_PROVIDED MATERIAL_
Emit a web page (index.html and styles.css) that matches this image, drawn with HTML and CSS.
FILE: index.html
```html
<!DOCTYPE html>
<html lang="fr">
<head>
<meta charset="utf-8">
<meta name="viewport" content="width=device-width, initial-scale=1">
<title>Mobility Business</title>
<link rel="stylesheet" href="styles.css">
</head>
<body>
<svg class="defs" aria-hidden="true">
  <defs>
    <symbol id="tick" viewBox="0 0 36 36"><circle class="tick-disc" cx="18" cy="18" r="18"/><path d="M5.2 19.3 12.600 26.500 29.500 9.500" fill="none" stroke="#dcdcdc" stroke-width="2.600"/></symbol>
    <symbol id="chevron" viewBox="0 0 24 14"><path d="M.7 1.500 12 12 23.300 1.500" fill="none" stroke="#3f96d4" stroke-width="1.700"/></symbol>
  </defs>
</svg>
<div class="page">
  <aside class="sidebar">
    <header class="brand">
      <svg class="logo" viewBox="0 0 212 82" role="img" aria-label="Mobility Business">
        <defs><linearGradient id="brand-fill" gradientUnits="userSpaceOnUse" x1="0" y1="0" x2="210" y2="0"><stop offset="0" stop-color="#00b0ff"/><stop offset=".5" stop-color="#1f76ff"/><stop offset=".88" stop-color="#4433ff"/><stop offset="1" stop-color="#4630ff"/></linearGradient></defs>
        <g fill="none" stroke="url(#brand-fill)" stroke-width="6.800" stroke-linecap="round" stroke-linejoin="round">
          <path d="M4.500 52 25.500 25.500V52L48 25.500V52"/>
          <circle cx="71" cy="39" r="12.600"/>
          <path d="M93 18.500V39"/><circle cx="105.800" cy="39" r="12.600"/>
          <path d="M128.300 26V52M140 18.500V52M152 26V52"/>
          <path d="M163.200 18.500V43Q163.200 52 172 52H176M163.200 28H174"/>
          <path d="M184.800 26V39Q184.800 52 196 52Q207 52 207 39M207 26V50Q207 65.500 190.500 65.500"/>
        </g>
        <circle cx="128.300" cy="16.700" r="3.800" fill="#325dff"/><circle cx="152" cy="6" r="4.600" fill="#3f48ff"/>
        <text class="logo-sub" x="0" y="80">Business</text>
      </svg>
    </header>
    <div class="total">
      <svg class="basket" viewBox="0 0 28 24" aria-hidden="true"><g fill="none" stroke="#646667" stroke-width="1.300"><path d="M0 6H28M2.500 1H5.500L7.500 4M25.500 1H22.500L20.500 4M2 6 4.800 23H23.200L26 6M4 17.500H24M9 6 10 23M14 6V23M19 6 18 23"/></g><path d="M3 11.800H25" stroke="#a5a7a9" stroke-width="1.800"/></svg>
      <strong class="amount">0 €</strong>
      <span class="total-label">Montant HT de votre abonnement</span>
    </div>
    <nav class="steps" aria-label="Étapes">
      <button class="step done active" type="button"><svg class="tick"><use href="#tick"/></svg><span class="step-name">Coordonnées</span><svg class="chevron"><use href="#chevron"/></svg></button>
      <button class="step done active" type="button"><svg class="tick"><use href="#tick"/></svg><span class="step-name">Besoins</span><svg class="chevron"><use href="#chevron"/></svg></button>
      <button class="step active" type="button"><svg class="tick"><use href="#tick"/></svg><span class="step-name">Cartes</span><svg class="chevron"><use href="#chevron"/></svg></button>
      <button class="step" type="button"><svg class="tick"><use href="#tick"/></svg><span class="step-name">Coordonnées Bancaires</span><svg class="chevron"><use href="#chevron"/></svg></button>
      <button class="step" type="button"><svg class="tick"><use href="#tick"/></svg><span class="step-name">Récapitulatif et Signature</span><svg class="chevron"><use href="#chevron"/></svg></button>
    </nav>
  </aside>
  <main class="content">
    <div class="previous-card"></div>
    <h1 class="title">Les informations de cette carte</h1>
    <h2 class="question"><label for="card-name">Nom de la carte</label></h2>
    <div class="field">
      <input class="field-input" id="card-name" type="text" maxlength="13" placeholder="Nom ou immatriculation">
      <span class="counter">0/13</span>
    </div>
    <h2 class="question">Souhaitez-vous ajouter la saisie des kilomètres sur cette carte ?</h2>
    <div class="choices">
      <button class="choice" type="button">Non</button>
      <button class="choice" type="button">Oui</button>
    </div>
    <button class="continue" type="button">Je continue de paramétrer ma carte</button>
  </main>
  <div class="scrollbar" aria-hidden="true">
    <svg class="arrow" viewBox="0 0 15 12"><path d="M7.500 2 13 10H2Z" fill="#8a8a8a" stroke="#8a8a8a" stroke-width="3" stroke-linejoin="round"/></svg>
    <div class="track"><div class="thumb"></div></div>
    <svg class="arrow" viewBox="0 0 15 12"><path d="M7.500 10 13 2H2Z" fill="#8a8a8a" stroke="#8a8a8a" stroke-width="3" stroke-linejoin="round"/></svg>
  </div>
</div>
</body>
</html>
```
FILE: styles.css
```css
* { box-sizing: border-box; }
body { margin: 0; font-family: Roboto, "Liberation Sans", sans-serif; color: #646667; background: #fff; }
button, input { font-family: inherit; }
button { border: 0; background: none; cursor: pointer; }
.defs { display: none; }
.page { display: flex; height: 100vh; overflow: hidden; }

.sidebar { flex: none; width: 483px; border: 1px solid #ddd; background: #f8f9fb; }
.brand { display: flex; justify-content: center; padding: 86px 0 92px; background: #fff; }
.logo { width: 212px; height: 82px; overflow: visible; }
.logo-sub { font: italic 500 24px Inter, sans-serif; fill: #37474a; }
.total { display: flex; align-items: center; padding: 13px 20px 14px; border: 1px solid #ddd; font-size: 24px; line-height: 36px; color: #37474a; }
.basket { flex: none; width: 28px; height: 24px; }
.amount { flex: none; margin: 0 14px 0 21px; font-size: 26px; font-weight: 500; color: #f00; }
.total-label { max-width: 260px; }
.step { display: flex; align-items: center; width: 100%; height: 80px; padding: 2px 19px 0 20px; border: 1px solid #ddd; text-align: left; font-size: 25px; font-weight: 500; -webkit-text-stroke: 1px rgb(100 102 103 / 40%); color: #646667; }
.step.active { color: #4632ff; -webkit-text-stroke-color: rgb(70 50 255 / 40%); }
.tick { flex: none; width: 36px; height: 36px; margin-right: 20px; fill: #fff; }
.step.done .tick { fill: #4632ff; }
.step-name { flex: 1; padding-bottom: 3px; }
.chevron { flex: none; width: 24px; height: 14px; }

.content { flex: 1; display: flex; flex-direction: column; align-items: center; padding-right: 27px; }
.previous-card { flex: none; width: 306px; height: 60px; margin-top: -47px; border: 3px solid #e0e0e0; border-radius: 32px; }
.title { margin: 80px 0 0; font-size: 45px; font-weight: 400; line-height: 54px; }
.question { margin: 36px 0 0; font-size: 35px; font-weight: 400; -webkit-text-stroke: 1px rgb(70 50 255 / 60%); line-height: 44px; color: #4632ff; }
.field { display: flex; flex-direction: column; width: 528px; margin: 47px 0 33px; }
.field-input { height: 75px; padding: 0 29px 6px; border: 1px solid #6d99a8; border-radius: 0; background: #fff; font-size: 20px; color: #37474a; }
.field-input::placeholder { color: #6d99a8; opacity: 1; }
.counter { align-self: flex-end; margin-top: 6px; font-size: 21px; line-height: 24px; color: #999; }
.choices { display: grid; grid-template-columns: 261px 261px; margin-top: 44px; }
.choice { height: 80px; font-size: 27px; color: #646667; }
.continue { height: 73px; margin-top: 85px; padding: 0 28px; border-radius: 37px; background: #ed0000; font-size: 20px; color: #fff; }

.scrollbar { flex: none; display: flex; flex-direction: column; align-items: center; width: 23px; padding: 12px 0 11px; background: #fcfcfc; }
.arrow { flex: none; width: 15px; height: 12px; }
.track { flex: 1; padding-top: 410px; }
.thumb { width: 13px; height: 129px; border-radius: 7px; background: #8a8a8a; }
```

_WORK REQUIRED_
Each line of the listing should be echoed back exactly.

_SOLUTION TO THIS TASK_
Emit a web page (index.html and styles.css) that matches this image, drawn with HTML and CSS.
FILE: index.html
```html
<!DOCTYPE html>
<html lang="fr">
<head>
<meta charset="utf-8">
<meta name="viewport" content="width=device-width, initial-scale=1">
<title>Mobility Business</title>
<link rel="stylesheet" href="styles.css">
</head>
<body>
<svg class="defs" aria-hidden="true">
  <defs>
    <symbol id="tick" viewBox="0 0 36 36"><circle class="tick-disc" cx="18" cy="18" r="18"/><path d="M5.2 19.3 12.600 26.500 29.500 9.500" fill="none" stroke="#dcdcdc" stroke-width="2.600"/></symbol>
    <symbol id="chevron" viewBox="0 0 24 14"><path d="M.7 1.500 12 12 23.300 1.500" fill="none" stroke="#3f96d4" stroke-width="1.700"/></symbol>
  </defs>
</svg>
<div class="page">
  <aside class="sidebar">
    <header class="brand">
      <svg class="logo" viewBox="0 0 212 82" role="img" aria-label="Mobility Business">
        <defs><linearGradient id="brand-fill" gradientUnits="userSpaceOnUse" x1="0" y1="0" x2="210" y2="0"><stop offset="0" stop-color="#00b0ff"/><stop offset=".5" stop-color="#1f76ff"/><stop offset=".88" stop-color="#4433ff"/><stop offset="1" stop-color="#4630ff"/></linearGradient></defs>
        <g fill="none" stroke="url(#brand-fill)" stroke-width="6.800" stroke-linecap="round" stroke-linejoin="round">
          <path d="M4.500 52 25.500 25.500V52L48 25.500V52"/>
          <circle cx="71" cy="39" r="12.600"/>
          <path d="M93 18.500V39"/><circle cx="105.800" cy="39" r="12.600"/>
          <path d="M128.300 26V52M140 18.500V52M152 26V52"/>
          <path d="M163.200 18.500V43Q163.200 52 172 52H176M163.200 28H174"/>
          <path d="M184.800 26V39Q184.800 52 196 52Q207 52 207 39M207 26V50Q207 65.500 190.500 65.500"/>
        </g>
        <circle cx="128.300" cy="16.700" r="3.800" fill="#325dff"/><circle cx="152" cy="6" r="4.600" fill="#3f48ff"/>
        <text class="logo-sub" x="0" y="80">Business</text>
      </svg>
    </header>
    <div class="total">
      <svg class="basket" viewBox="0 0 28 24" aria-hidden="true"><g fill="none" stroke="#646667" stroke-width="1.300"><path d="M0 6H28M2.500 1H5.500L7.500 4M25.500 1H22.500L20.500 4M2 6 4.800 23H23.200L26 6M4 17.500H24M9 6 10 23M14 6V23M19 6 18 23"/></g><path d="M3 11.800H25" stroke="#a5a7a9" stroke-width="1.800"/></svg>
      <strong class="amount">0 €</strong>
      <span class="total-label">Montant HT de votre abonnement</span>
    </div>
    <nav class="steps" aria-label="Étapes">
      <button class="step done active" type="button"><svg class="tick"><use href="#tick"/></svg><span class="step-name">Coordonnées</span><svg class="chevron"><use href="#chevron"/></svg></button>
      <button class="step done active" type="button"><svg class="tick"><use href="#tick"/></svg><span class="step-name">Besoins</span><svg class="chevron"><use href="#chevron"/></svg></button>
      <button class="step active" type="button"><svg class="tick"><use href="#tick"/></svg><span class="step-name">Cartes</span><svg class="chevron"><use href="#chevron"/></svg></button>
      <button class="step" type="button"><svg class="tick"><use href="#tick"/></svg><span class="step-name">Coordonnées Bancaires</span><svg class="chevron"><use href="#chevron"/></svg></button>
      <button class="step" type="button"><svg class="tick"><use href="#tick"/></svg><span class="step-name">Récapitulatif et Signature</span><svg class="chevron"><use href="#chevron"/></svg></button>
    </nav>
  </aside>
  <main class="content">
    <div class="previous-card"></div>
    <h1 class="title">Les informations de cette carte</h1>
    <h2 class="question"><label for="card-name">Nom de la carte</label></h2>
    <div class="field">
      <input class="field-input" id="card-name" type="text" maxlength="13" placeholder="Nom ou immatriculation">
      <span class="counter">0/13</span>
    </div>
    <h2 class="question">Souhaitez-vous ajouter la saisie des kilomètres sur cette carte ?</h2>
    <div class="choices">
      <button class="choice" type="button">Non</button>
      <button class="choice" type="button">Oui</button>
    </div>
    <button class="continue" type="button">Je continue de paramétrer ma carte</button>
  </main>
  <div class="scrollbar" aria-hidden="true">
    <svg class="arrow" viewBox="0 0 15 12"><path d="M7.500 2 13 10H2Z" fill="#8a8a8a" stroke="#8a8a8a" stroke-width="3" stroke-linejoin="round"/></svg>
    <div class="track"><div class="thumb"></div></div>
    <svg class="arrow" viewBox="0 0 15 12"><path d="M7.500 10 13 2H2Z" fill="#8a8a8a" stroke="#8a8a8a" stroke-width="3" stroke-linejoin="round"/></svg>
  </div>
</div>
</body>
</html>
```
FILE: styles.css
```css
* { box-sizing: border-box; }
body { margin: 0; font-family: Roboto, "Liberation Sans", sans-serif; color: #646667; background: #fff; }
button, input { font-family: inherit; }
button { border: 0; background: none; cursor: pointer; }
.defs { display: none; }
.page { display: flex; height: 100vh; overflow: hidden; }

.sidebar { flex: none; width: 483px; border: 1px solid #ddd; background: #f8f9fb; }
.brand { display: flex; justify-content: center; padding: 86px 0 92px; background: #fff; }
.logo { width: 212px; height: 82px; overflow: visible; }
.logo-sub { font: italic 500 24px Inter, sans-serif; fill: #37474a; }
.total { display: flex; align-items: center; padding: 13px 20px 14px; border: 1px solid #ddd; font-size: 24px; line-height: 36px; color: #37474a; }
.basket { flex: none; width: 28px; height: 24px; }
.amount { flex: none; margin: 0 14px 0 21px; font-size: 26px; font-weight: 500; color: #f00; }
.total-label { max-width: 260px; }
.step { display: flex; align-items: center; width: 100%; height: 80px; padding: 2px 19px 0 20px; border: 1px solid #ddd; text-align: left; font-size: 25px; font-weight: 500; -webkit-text-stroke: 1px rgb(100 102 103 / 40%); color: #646667; }
.step.active { color: #4632ff; -webkit-text-stroke-color: rgb(70 50 255 / 40%); }
.tick { flex: none; width: 36px; height: 36px; margin-right: 20px; fill: #fff; }
.step.done .tick { fill: #4632ff; }
.step-name { flex: 1; padding-bottom: 3px; }
.chevron { flex: none; width: 24px; height: 14px; }

.content { flex: 1; display: flex; flex-direction: column; align-items: center; padding-right: 27px; }
.previous-card { flex: none; width: 306px; height: 60px; margin-top: -47px; border: 3px solid #e0e0e0; border-radius: 32px; }
.title { margin: 80px 0 0; font-size: 45px; font-weight: 400; line-height: 54px; }
.question { margin: 36px 0 0; font-size: 35px; font-weight: 400; -webkit-text-stroke: 1px rgb(70 50 255 / 60%); line-height: 44px; color: #4632ff; }
.field { display: flex; flex-direction: column; width: 528px; margin: 47px 0 33px; }
.field-input { height: 75px; padding: 0 29px 6px; border: 1px solid #6d99a8; border-radius: 0; background: #fff; font-size: 20px; color: #37474a; }
.field-input::placeholder { color: #6d99a8; opacity: 1; }
.counter { align-self: flex-end; margin-top: 6px; font-size: 21px; line-height: 24px; color: #999; }
.choices { display: grid; grid-template-columns: 261px 261px; margin-top: 44px; }
.choice { height: 80px; font-size: 27px; color: #646667; }
.continue { height: 73px; margin-top: 85px; padding: 0 28px; border-radius: 37px; background: #ed0000; font-size: 20px; color: #fff; }

.scrollbar { flex: none; display: flex; flex-direction: column; align-items: center; width: 23px; padding: 12px 0 11px; background: #fcfcfc; }
.arrow { flex: none; width: 15px; height: 12px; }
.track { flex: 1; padding-top: 410px; }
.thumb { width: 13px; height: 129px; border-radius: 7px; background: #8a8a8a; }
```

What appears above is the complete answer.